It seemed to start with the excellent ibikelondon blog here, and moved onto Carlton Reid's blog here, with notable inputs from other blogs including freewheelers crap waltham forest blog and the lofidelity bicycle club.
The essence of the debate is how the cycling establishment such as CTC and LCC go about trying to get decent infrastructure. Most of the blogs want these organisations to be agressively advovating Dutch or Danish like infrastructure whilst Carlton Reid feels we should be realistic on what may be achieved and how to go about it. His view is that "In such a car-centric society as the UK it is politically naive to believe meaningful space will be taken away from cars".
What I find dispiriting about the debate is that implementation of pretty much anything above a very local level (opening up a closed road here and there) is probably unachievable. "Strict liability" seems to be favoured as a way of taming the car culture by the cycling establishment - yet even this has no realistic chance of being implemented in the current climate. Even on a local level the cycling infrastructure "victories" such as opening up some one way streets to two way cycle traffic are normally more than offset by road changes which makes things more hostile to cyclists.
At the moment we are losing the battle, and by how much is utterly depressing.
The LCC say that cycling in London has increased by 80%, but starting from such a low base, 80% is hardly a success. Modal share is still at less than 2%, and has barely shifted in 10 years. Modal share of even 15% is an utter pipe dream with things as they are.
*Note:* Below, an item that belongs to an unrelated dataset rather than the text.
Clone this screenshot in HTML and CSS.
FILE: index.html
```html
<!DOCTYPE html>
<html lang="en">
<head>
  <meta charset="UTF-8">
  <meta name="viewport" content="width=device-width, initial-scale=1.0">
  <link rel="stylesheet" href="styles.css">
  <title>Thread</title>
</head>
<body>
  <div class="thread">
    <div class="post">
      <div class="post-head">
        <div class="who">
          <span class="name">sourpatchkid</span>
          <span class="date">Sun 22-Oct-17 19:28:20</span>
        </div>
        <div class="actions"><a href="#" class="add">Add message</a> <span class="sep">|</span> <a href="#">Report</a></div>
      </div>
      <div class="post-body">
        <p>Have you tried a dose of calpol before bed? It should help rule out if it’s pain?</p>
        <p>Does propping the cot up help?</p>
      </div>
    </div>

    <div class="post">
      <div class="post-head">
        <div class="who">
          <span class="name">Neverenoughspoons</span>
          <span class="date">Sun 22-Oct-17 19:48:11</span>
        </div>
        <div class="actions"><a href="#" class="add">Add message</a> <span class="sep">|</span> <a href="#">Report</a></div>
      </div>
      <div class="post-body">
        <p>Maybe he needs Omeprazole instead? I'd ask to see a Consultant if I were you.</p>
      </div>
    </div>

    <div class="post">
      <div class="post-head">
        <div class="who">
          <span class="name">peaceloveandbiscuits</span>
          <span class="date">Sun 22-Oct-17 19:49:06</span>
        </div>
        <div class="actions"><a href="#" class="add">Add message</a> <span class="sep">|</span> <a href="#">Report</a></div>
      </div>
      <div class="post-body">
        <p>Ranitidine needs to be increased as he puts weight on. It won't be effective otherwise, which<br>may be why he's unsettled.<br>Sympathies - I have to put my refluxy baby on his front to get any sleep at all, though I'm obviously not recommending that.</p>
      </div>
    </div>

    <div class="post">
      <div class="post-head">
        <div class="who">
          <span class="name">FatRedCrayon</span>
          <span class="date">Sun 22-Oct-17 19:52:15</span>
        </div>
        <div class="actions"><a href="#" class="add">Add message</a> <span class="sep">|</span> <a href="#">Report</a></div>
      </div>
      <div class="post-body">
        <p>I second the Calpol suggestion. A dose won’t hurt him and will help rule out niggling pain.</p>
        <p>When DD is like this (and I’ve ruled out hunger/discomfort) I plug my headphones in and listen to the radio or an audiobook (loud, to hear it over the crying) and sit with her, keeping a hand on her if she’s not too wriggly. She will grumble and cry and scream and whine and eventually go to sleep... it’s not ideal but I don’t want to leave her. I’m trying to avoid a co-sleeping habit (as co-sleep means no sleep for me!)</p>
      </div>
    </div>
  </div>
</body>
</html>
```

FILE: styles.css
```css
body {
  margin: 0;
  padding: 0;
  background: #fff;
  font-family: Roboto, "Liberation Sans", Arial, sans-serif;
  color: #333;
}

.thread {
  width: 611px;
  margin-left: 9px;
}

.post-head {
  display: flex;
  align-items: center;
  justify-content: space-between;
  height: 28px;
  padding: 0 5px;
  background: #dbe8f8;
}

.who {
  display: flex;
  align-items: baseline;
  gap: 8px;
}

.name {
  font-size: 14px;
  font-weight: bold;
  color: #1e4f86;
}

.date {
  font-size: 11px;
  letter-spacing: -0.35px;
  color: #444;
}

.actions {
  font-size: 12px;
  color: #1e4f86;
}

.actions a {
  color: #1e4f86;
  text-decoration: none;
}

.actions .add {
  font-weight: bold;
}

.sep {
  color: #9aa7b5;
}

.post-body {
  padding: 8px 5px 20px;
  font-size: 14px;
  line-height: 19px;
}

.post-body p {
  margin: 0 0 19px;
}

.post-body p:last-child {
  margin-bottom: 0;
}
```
To indicate the scale of cycling's decline, I found that the stats linked to on Carlton Reid's Blog very telling. Despite his blog being optimistic about the slight increase in recent years, the numbers don't seem to indicate that cycling is undergoing a revival, or even really reached any kind of inflection point. To illustrate this, I have taken the data linked to here and drawn some simple graphs
The data is Billion vehicle km, and goes from 1949 to 2008. Apologies for the image quality, but I think it is clear what it shows. Car use has rocketed, whilst cycling has slumped. The "upturn" that is so talked about looks like a slight increase from the absolute bottom of 4 bn km in 1998 travelled to 4.7 bn km in 2008. 10 years before the bottom, in 1988, the number of kms travelled was actually 5.2 - so the cycling revolution hasn't even turned the clock back to 1988, less still before the 1970's.
This is the product of years of tempering cyclists' needs with realism. It is years of accepting the ecofluff from councils as something positive for cycling when in actual fact it just lets them off the hook of actually doing something positive. It is years of everyone fooling themselves that cycling can significantly increase in popularity as a mode of transport without investing anything in it.
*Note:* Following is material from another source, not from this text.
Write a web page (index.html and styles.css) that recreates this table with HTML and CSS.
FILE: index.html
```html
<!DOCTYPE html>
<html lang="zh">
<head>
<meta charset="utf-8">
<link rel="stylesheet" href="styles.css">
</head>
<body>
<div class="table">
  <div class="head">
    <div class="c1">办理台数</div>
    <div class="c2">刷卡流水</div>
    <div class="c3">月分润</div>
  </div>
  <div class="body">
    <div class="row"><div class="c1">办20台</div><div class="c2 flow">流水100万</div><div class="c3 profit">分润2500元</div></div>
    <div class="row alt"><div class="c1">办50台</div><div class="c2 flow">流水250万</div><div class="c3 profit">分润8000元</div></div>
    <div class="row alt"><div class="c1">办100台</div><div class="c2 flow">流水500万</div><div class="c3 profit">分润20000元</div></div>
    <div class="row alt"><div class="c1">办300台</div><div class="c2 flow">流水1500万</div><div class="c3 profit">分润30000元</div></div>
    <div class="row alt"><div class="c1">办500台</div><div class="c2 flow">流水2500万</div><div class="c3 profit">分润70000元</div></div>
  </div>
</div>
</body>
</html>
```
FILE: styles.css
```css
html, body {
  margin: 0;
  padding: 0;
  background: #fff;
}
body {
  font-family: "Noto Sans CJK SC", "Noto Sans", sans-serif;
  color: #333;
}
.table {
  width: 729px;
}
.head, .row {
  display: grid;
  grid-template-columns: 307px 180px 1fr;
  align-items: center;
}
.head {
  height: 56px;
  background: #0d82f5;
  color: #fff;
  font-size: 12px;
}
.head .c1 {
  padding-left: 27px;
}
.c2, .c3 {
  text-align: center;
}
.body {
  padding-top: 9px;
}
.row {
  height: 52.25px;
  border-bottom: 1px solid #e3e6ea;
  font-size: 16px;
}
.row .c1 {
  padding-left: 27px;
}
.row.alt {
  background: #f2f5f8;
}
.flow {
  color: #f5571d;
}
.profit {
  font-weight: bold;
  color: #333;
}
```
The only proven way to get cycling modal share up to Dutch or Danish levels is to do what they did. Which is provide segregated, convenient cycle paths on major roads - facilities which give cyclists at least level priority with motor vehicles, and on minor roads for design to be such as to tame the motor car by blocking off rat-runs and keeping speeds low. What is required for cycling to increase are exactly the facilities in the video on Carlton Reid's blog.
Carlton Reid, and the LCC and CTC believe that one can increase cycling by not implementing these types of measures, and that cycling is increasing without resorting to these more expensive facilities. But as shown by the data on Carlton's blog, the increase is so small as to be barely able to be registered. It is not true that large numbers of people are taking up cycling without these facilities, the vast majority of people don't cycle, and have no intention of doing so. And universally the reason that is stated is that cycling in traffic on roads with no consideration for cyclists is too dangerous.
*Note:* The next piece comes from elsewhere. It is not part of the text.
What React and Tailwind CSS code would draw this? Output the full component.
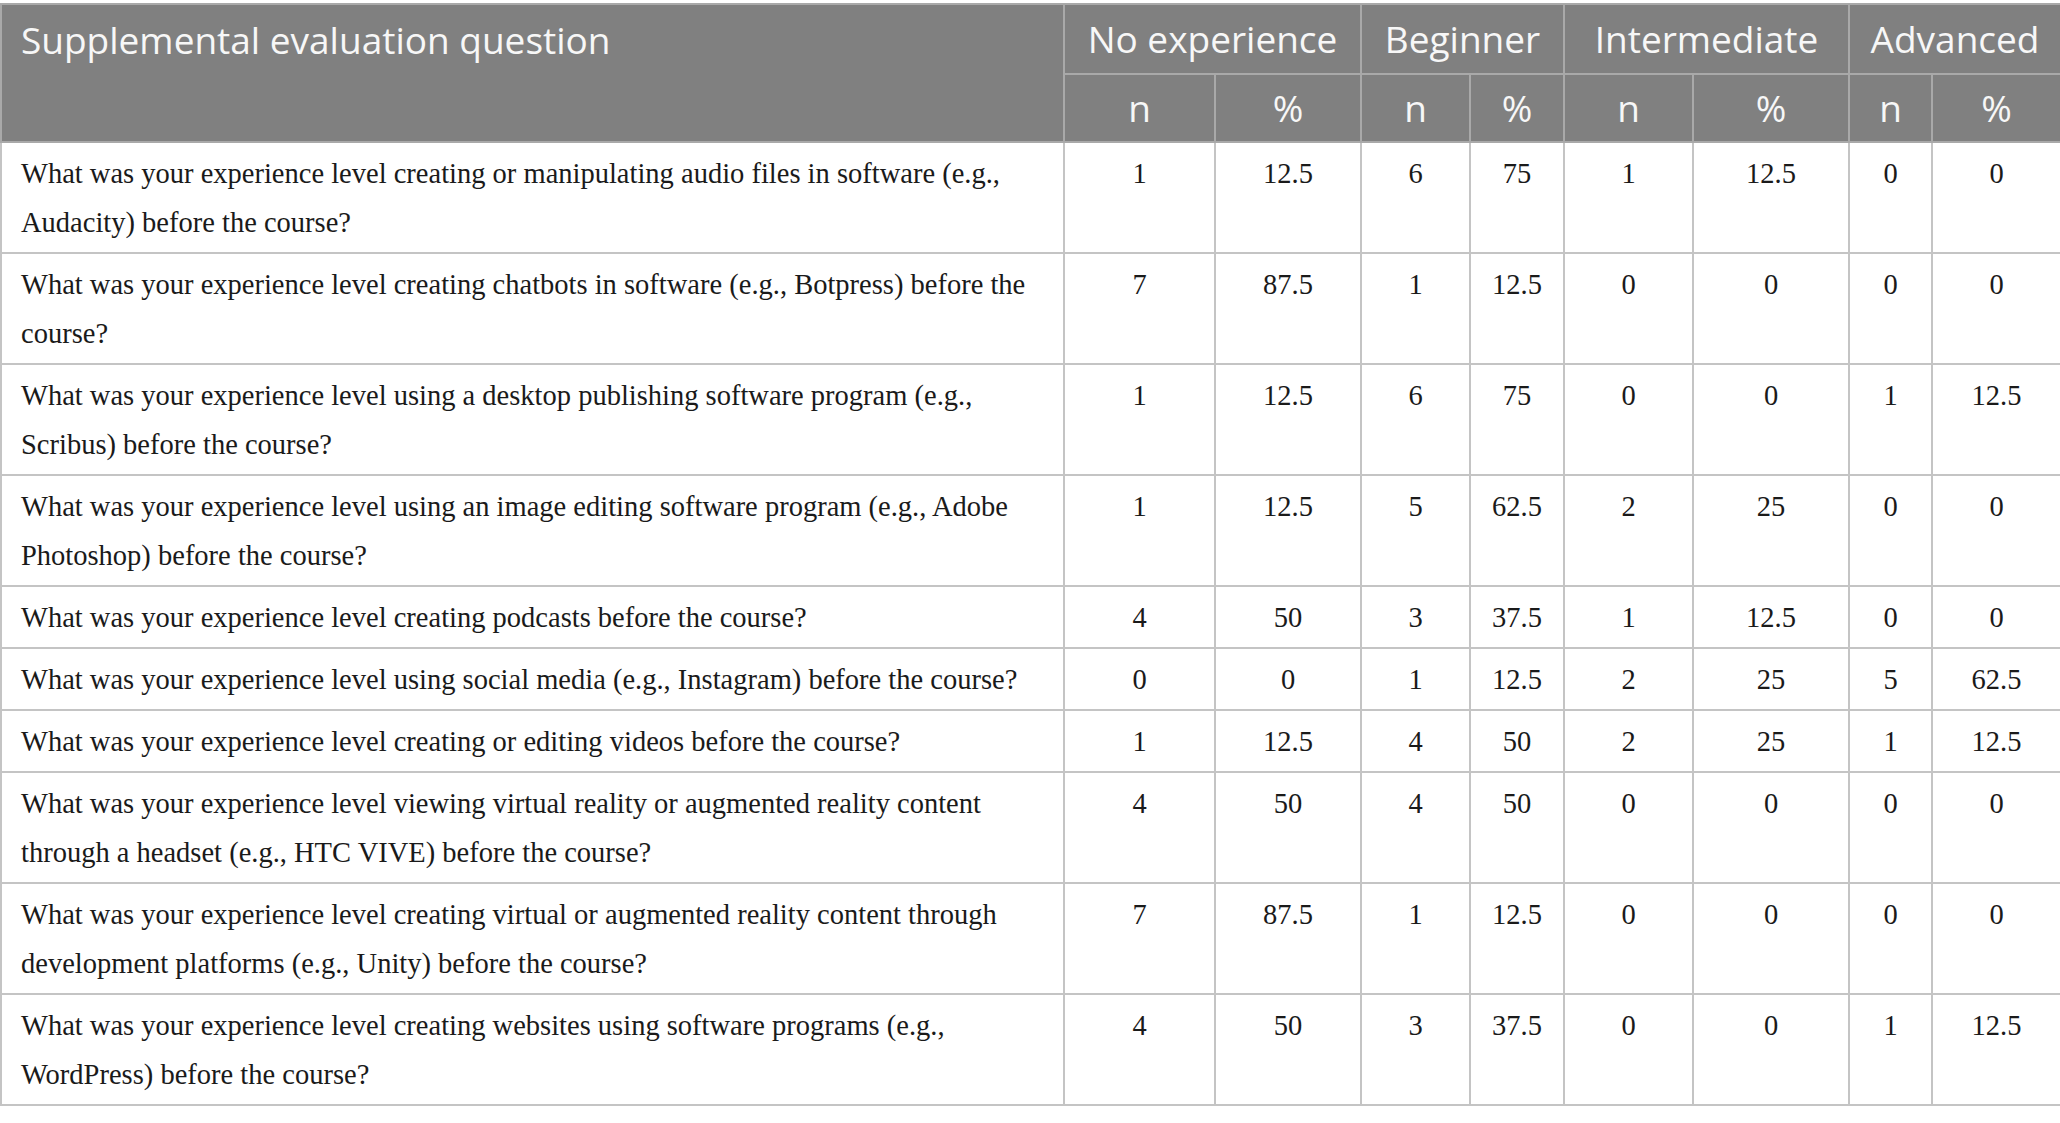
import React from "react";

const rows = [
  {
    q: "What was your experience level creating or manipulating audio files in software (e.g., Audacity) before the course?",
    v: ["1", "12.5", "6", "75", "1", "12.5", "0", "0"],
  },
  {
    q: "What was your experience level creating chatbots in software (e.g., Botpress) before the course?",
    v: ["7", "87.5", "1", "12.5", "0", "0", "0", "0"],
  },
  {
    q: "What was your experience level using a desktop publishing software program (e.g., Scribus) before the course?",
    v: ["1", "12.5", "6", "75", "0", "0", "1", "12.5"],
  },
  {
    q: "What was your experience level using an image editing software program (e.g., Adobe Photoshop) before the course?",
    v: ["1", "12.5", "5", "62.5", "2", "25", "0", "0"],
  },
  {
    q: "What was your experience level creating podcasts before the course?",
    v: ["4", "50", "3", "37.5", "1", "12.5", "0", "0"],
  },
  {
    q: "What was your experience level using social media (e.g., Instagram) before the course?",
    v: ["0", "0", "1", "12.5", "2", "25", "5", "62.5"],
  },
  {
    q: "What was your experience level creating or editing videos before the course?",
    v: ["1", "12.5", "4", "50", "2", "25", "1", "12.5"],
  },
  {
    q: "What was your experience level viewing virtual reality or augmented reality content through a headset (e.g., HTC VIVE) before the course?",
    v: ["4", "50", "4", "50", "0", "0", "0", "0"],
  },
  {
    q: "What was your experience level creating virtual or augmented reality content through development platforms (e.g., Unity) before the course?",
    v: ["7", "87.5", "1", "12.5", "0", "0", "0", "0"],
  },
  {
    q: "What was your experience level creating websites using software programs (e.g., WordPress) before the course?",
    v: ["4", "50", "3", "37.5", "0", "0", "1", "12.5"],
  },
];

const groups = ["No experience", "Beginner", "Intermediate", "Advanced"];

export default function App() {
  return (
    <div className="bg-white pt-[3px]">
      <table className="w-[2060px] table-fixed border-collapse">
        <colgroup>
          <col className="w-[1063px]" />
          <col className="w-[151px]" />
          <col className="w-[146px]" />
          <col className="w-[109px]" />
          <col className="w-[94px]" />
          <col className="w-[129px]" />
          <col className="w-[156px]" />
          <col className="w-[83px]" />
          <col className="w-[129px]" />
        </colgroup>
        <thead className="bg-[#808080] text-[#f7f7f7] font-['Open_Sans',sans-serif]">
          <tr className="h-[70px]">
            <th
              rowSpan={2}
              className="border-2 border-[#a9a9a9] pl-[19px] pr-[10px] pt-[9px] text-left align-top text-[37px] font-normal leading-[52px]"
            >
              Supplemental evaluation question
            </th>
            {groups.map((g) => (
              <th
                key={g}
                colSpan={2}
                className="border-2 border-[#a9a9a9] text-center align-middle text-[37px] font-normal whitespace-nowrap"
              >
                {g}
              </th>
            ))}
          </tr>
          <tr className="h-[68px]">
            {groups.map((g) => (
              <React.Fragment key={g}>
                <th className="border-2 border-[#a9a9a9] text-center align-middle text-[37px] font-normal">
                  n
                </th>
                <th className="border-2 border-[#a9a9a9] text-center align-middle text-[37px] font-normal">
                  %
                </th>
              </React.Fragment>
            ))}
          </tr>
        </thead>
        <tbody className="text-[#1a1a1a] font-['Liberation_Serif',serif] text-[28.5px] leading-[49px]">
          {rows.map((r, i) => (
            <tr key={i}>
              <td className="border-2 border-[#c4c4c4] pl-[19px] pr-[8px] pt-[6px] pb-[5px] align-top">
                {r.q}
              </td>
              {r.v.map((x, j) => (
                <td
                  key={j}
                  className="border-2 border-[#c4c4c4] pt-[6px] pb-[5px] text-center align-top"
                >
                  {x}
                </td>
              ))}
            </tr>
          ))}
        </tbody>
      </table>
    </div>
  );
}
Instead of implementing infrastructure that allows novice cyclists to go where they need to go in safety, the best that currently seems to be suggested for "newbies" is what Carlton Reid says on his blog - stick to minor roads with less traffic. This is the advice given out by cycling organisations and councils. Except that the traffic on these roads are normally rat-running, the roads are narrower so close passes are more frequent, minor roads often don't go where you need to go, and anyway they intersect major roads at which point the "newbie" cyclist is left stranded. All of this means that many "newbie" cyclists will simply give up and leave the bicycle rusting in the shed.
Organisations such as the LCC and CTC do a good job in trying to make the most of the scant money that is available, to lobby disinterested councils to think about cyclists on their roads and to try to protect the interests of current cyclists. But none of this is going to persuade people who don't already cycle to get on their bike and to do so in the numbers needed for a "cycling revolution" which increases modal share to even 10% less still the 20%+ in some European cities.
For that to happen we need the infrastructure that Carlton Reid believes is pie-in-the-sky. And if it is pie-in-the-sky (which, I agree is probably is) then talk by TfL and local councils about encouraging cycling and a cycling revolution is just bullshit, and all the strategy documents, adverts and marketing initiatives isn't going to change that.
Dutch or Danish style cycle infrastructure may be a naive pipe-dream, but in that case so is any aspiration to bring about a significant change in cycle modal share. Talking about significantly increasing modal share whilst not grasping the thorny issue of giving space back to cyclists on our roads is the thing that is actually pie-in-the-sky.